**Problem to work on:** Reproduce every line of the material below, but drop the pictures.
** BEGIN **
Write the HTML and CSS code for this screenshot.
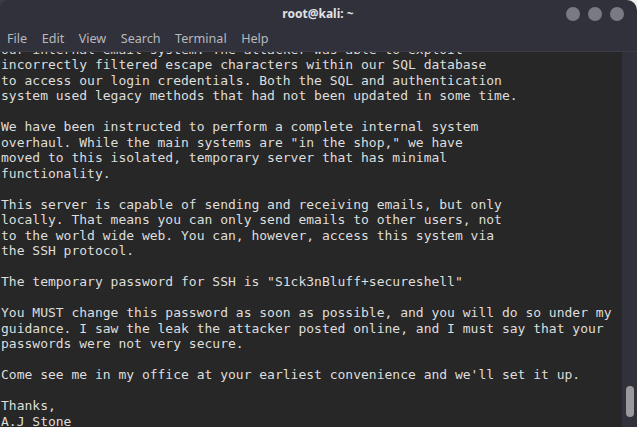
FILE: index.html
```html
<!DOCTYPE html>
<html>
<head>
<meta charset="utf-8">
<title>root@kali: ~</title>
<link rel="stylesheet" href="styles.css">
</head>
<body>
<div class="window">
  <header class="titlebar">
    <div class="title">root@kali: ~</div>
    <div class="controls">
      <span class="dot"></span><span class="dot"></span><span class="dot"></span>
    </div>
  </header>
  <nav class="menubar">
    <span class="menu-item">File</span>
    <span class="menu-item">Edit</span>
    <span class="menu-item">View</span>
    <span class="menu-item">Search</span>
    <span class="menu-item">Terminal</span>
    <span class="menu-item">Help</span>
  </nav>
  <main class="body">
    <div class="terminal">
<pre class="output">our internal email system. The attacker was able to exploit
incorrectly filtered escape characters within our SQL database
to access our login credentials. Both the SQL and authentication
system used legacy methods that had not been updated in some time.

We have been instructed to perform a complete internal system
overhaul. While the main systems are "in the shop," we have
moved to this isolated, temporary server that has minimal
functionality.

This server is capable of sending and receiving emails, but only
locally. That means you can only send emails to other users, not
to the world wide web. You can, however, access this system via
the SSH protocol.

The temporary password for SSH is "S1ck3nBluff+secureshell"

You MUST change this password as soon as possible, and you will do so under my
guidance. I saw the leak the attacker posted online, and I must say that your
passwords were not very secure.

Come see me in my office at your earliest convenience and we'll set it up.

Thanks,
A.J Stone
</pre>
    </div>
    <div class="scrollbar"><div class="thumb"></div></div>
  </main>
</div>
</body>
</html>
```

FILE: styles.css
```css
html, body {
  margin: 0;
  padding: 0;
  height: 100%;
}
body {
  background: linear-gradient(to right, #3b3c45 50%, #ececec 50%);
  overflow: hidden;
}
.window {
  height: 427px;
  display: flex;
  flex-direction: column;
  background: #30313b;
  border-radius: 8px 10px 0 0;
  overflow: hidden;
}
.titlebar {
  height: 26px;
  flex: none;
  display: flex;
  align-items: center;
  justify-content: center;
  position: relative;
}
.title {
  font-family: "Noto Sans", "DejaVu Sans", sans-serif;
  font-weight: bold;
  font-size: 12px;
  color: #e2e2e4;
  margin-left: -1px;
  margin-top: 1px;
}
.controls {
  position: absolute;
  right: 13px;
  top: 7px;
  display: flex;
  gap: 8px;
}
.dot {
  width: 14px;
  height: 14px;
  border-radius: 50%;
  background: #7a7a82;
}
.menubar {
  height: 25px;
  flex: none;
  display: flex;
  align-items: center;
  padding-left: 7px;
  gap: 14.5px;
  border-bottom: 1px solid #3c3d47;
  font-family: "Noto Sans", "DejaVu Sans", sans-serif;
  font-size: 12.6px;
  color: #b9b9bd;
}
.menu-item {
  line-height: 18px;
  margin-top: 1px;
}
.body {
  flex: 1;
  display: flex;
  min-height: 0;
}
.terminal {
  flex: 1;
  background: #272727;
  overflow: hidden;
}
.output {
  margin: -10.5px 0 0 1px;
  font-family: "DejaVu Sans Mono", monospace;
  font-size: 13px;
  line-height: 15.5px;
  color: #dedede;
}
.scrollbar {
  width: 15px;
  flex: none;
  background: #30313b;
  display: flex;
  flex-direction: column;
  justify-content: flex-end;
  align-items: center;
}
.thumb {
  width: 8px;
  height: 31px;
  margin-bottom: 10px;
  margin-left: 1px;
  border-radius: 4px;
  background: #9a9a9e;
}
```
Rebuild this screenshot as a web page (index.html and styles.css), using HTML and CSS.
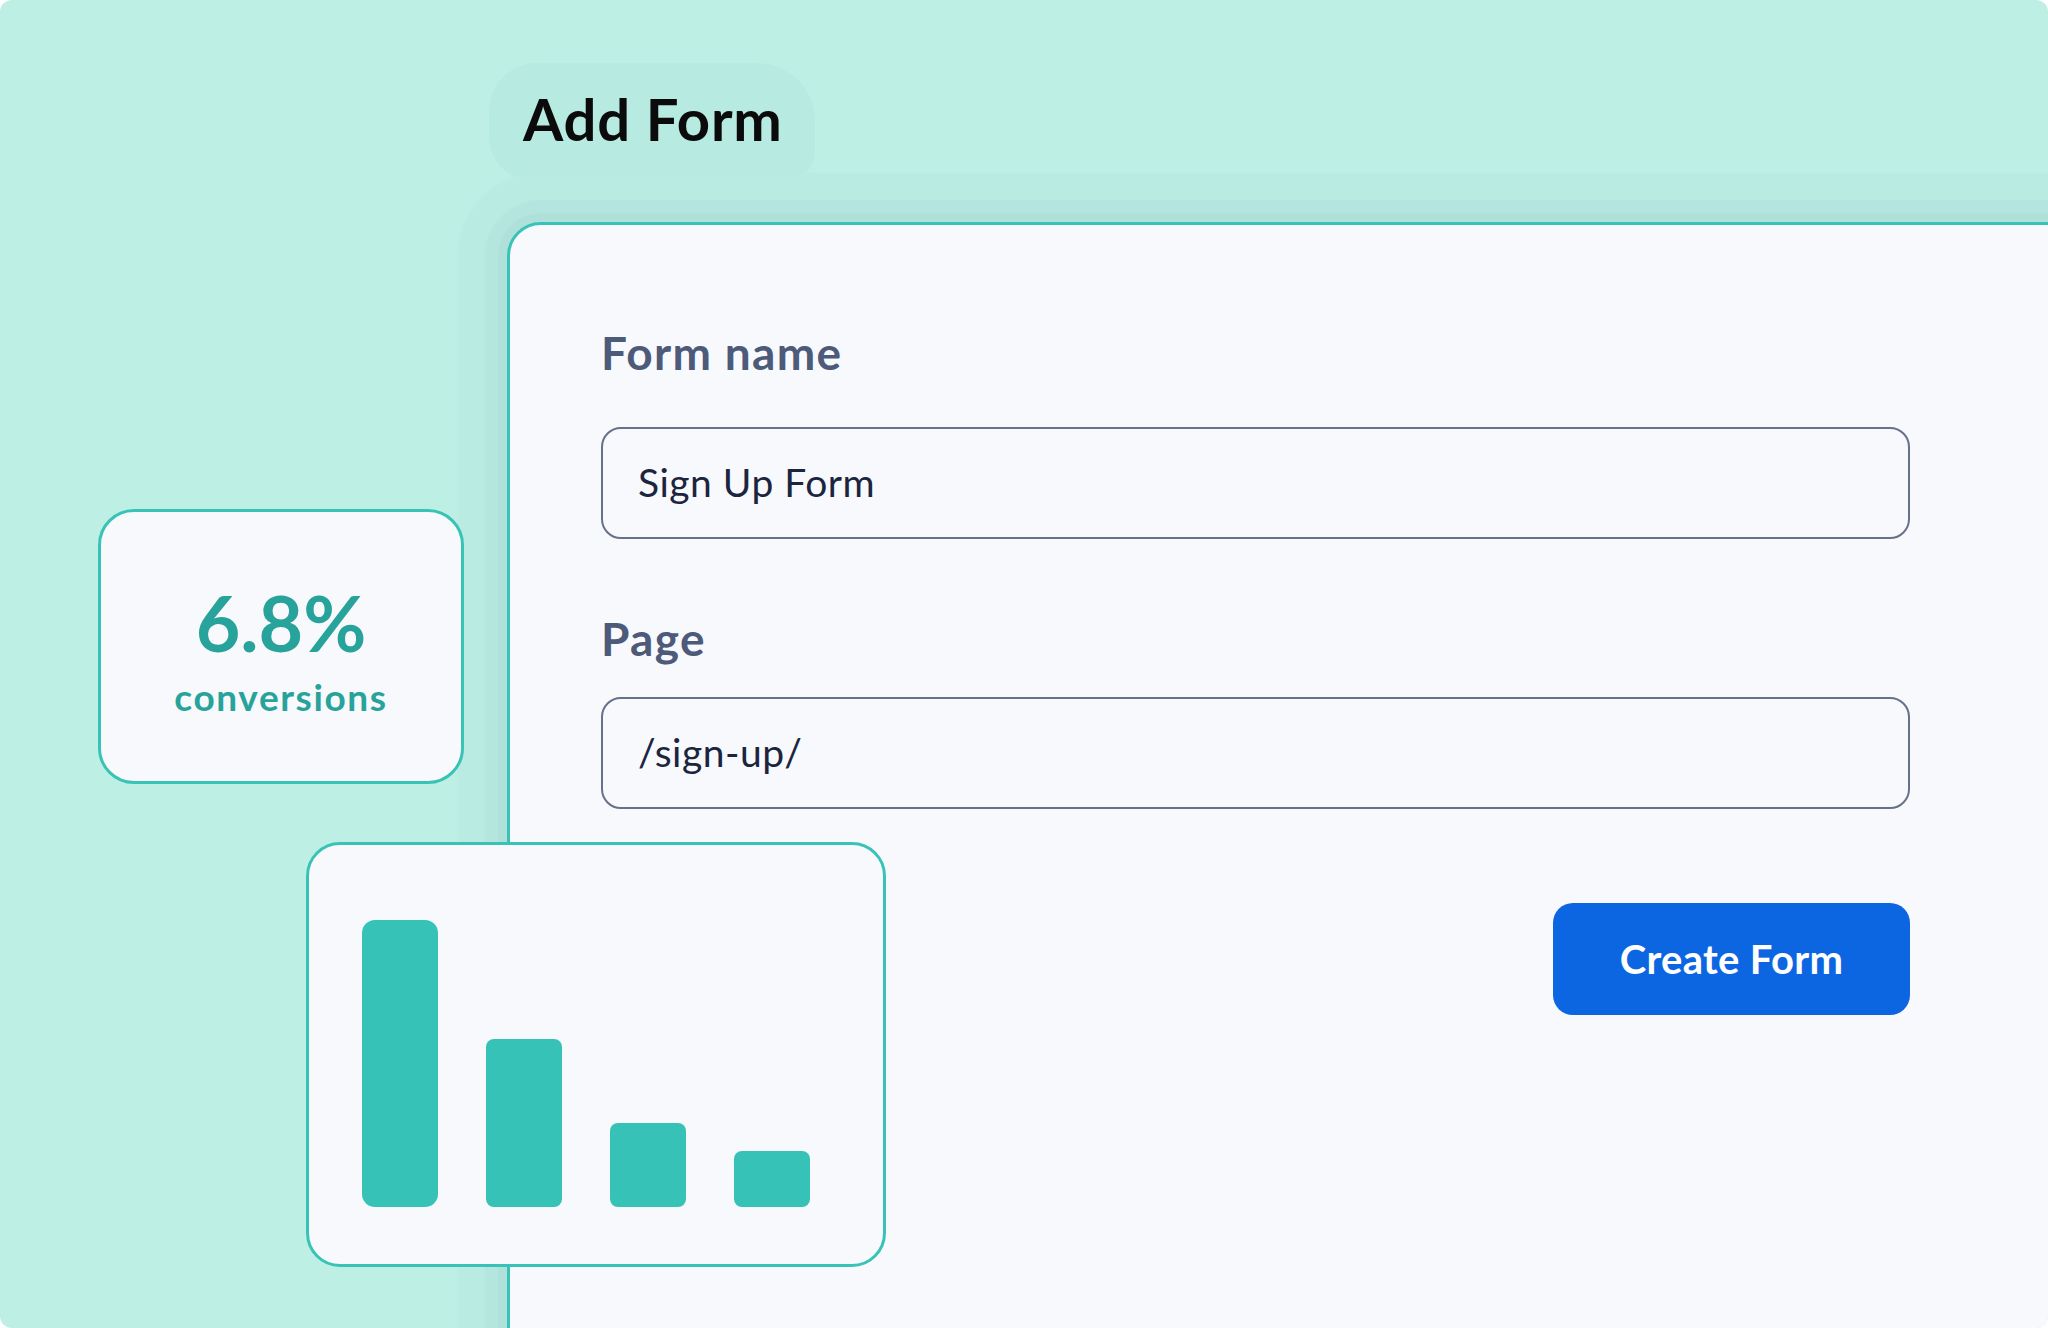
** END **
**Finished exercise:**
Write the HTML and CSS code for this screenshot.
FILE: index.html
```html
<!DOCTYPE html>
<html>
<head>
<meta charset="utf-8">
<title>root@kali: ~</title>
<link rel="stylesheet" href="styles.css">
</head>
<body>
<div class="window">
  <header class="titlebar">
    <div class="title">root@kali: ~</div>
    <div class="controls">
      <span class="dot"></span><span class="dot"></span><span class="dot"></span>
    </div>
  </header>
  <nav class="menubar">
    <span class="menu-item">File</span>
    <span class="menu-item">Edit</span>
    <span class="menu-item">View</span>
    <span class="menu-item">Search</span>
    <span class="menu-item">Terminal</span>
    <span class="menu-item">Help</span>
  </nav>
  <main class="body">
    <div class="terminal">
<pre class="output">our internal email system. The attacker was able to exploit
incorrectly filtered escape characters within our SQL database
to access our login credentials. Both the SQL and authentication
system used legacy methods that had not been updated in some time.

We have been instructed to perform a complete internal system
overhaul. While the main systems are "in the shop," we have
moved to this isolated, temporary server that has minimal
functionality.

This server is capable of sending and receiving emails, but only
locally. That means you can only send emails to other users, not
to the world wide web. You can, however, access this system via
the SSH protocol.

The temporary password for SSH is "S1ck3nBluff+secureshell"

You MUST change this password as soon as possible, and you will do so under my
guidance. I saw the leak the attacker posted online, and I must say that your
passwords were not very secure.

Come see me in my office at your earliest convenience and we'll set it up.

Thanks,
A.J Stone
</pre>
    </div>
    <div class="scrollbar"><div class="thumb"></div></div>
  </main>
</div>
</body>
</html>
```

FILE: styles.css
```css
html, body {
  margin: 0;
  padding: 0;
  height: 100%;
}
body {
  background: linear-gradient(to right, #3b3c45 50%, #ececec 50%);
  overflow: hidden;
}
.window {
  height: 427px;
  display: flex;
  flex-direction: column;
  background: #30313b;
  border-radius: 8px 10px 0 0;
  overflow: hidden;
}
.titlebar {
  height: 26px;
  flex: none;
  display: flex;
  align-items: center;
  justify-content: center;
  position: relative;
}
.title {
  font-family: "Noto Sans", "DejaVu Sans", sans-serif;
  font-weight: bold;
  font-size: 12px;
  color: #e2e2e4;
  margin-left: -1px;
  margin-top: 1px;
}
.controls {
  position: absolute;
  right: 13px;
  top: 7px;
  display: flex;
  gap: 8px;
}
.dot {
  width: 14px;
  height: 14px;
  border-radius: 50%;
  background: #7a7a82;
}
.menubar {
  height: 25px;
  flex: none;
  display: flex;
  align-items: center;
  padding-left: 7px;
  gap: 14.5px;
  border-bottom: 1px solid #3c3d47;
  font-family: "Noto Sans", "DejaVu Sans", sans-serif;
  font-size: 12.6px;
  color: #b9b9bd;
}
.menu-item {
  line-height: 18px;
  margin-top: 1px;
}
.body {
  flex: 1;
  display: flex;
  min-height: 0;
}
.terminal {
  flex: 1;
  background: #272727;
  overflow: hidden;
}
.output {
  margin: -10.5px 0 0 1px;
  font-family: "DejaVu Sans Mono", monospace;
  font-size: 13px;
  line-height: 15.5px;
  color: #dedede;
}
.scrollbar {
  width: 15px;
  flex: none;
  background: #30313b;
  display: flex;
  flex-direction: column;
  justify-content: flex-end;
  align-items: center;
}
.thumb {
  width: 8px;
  height: 31px;
  margin-bottom: 10px;
  margin-left: 1px;
  border-radius: 4px;
  background: #9a9a9e;
}
```
Rebuild this screenshot as a web page (index.html and styles.css), using HTML and CSS.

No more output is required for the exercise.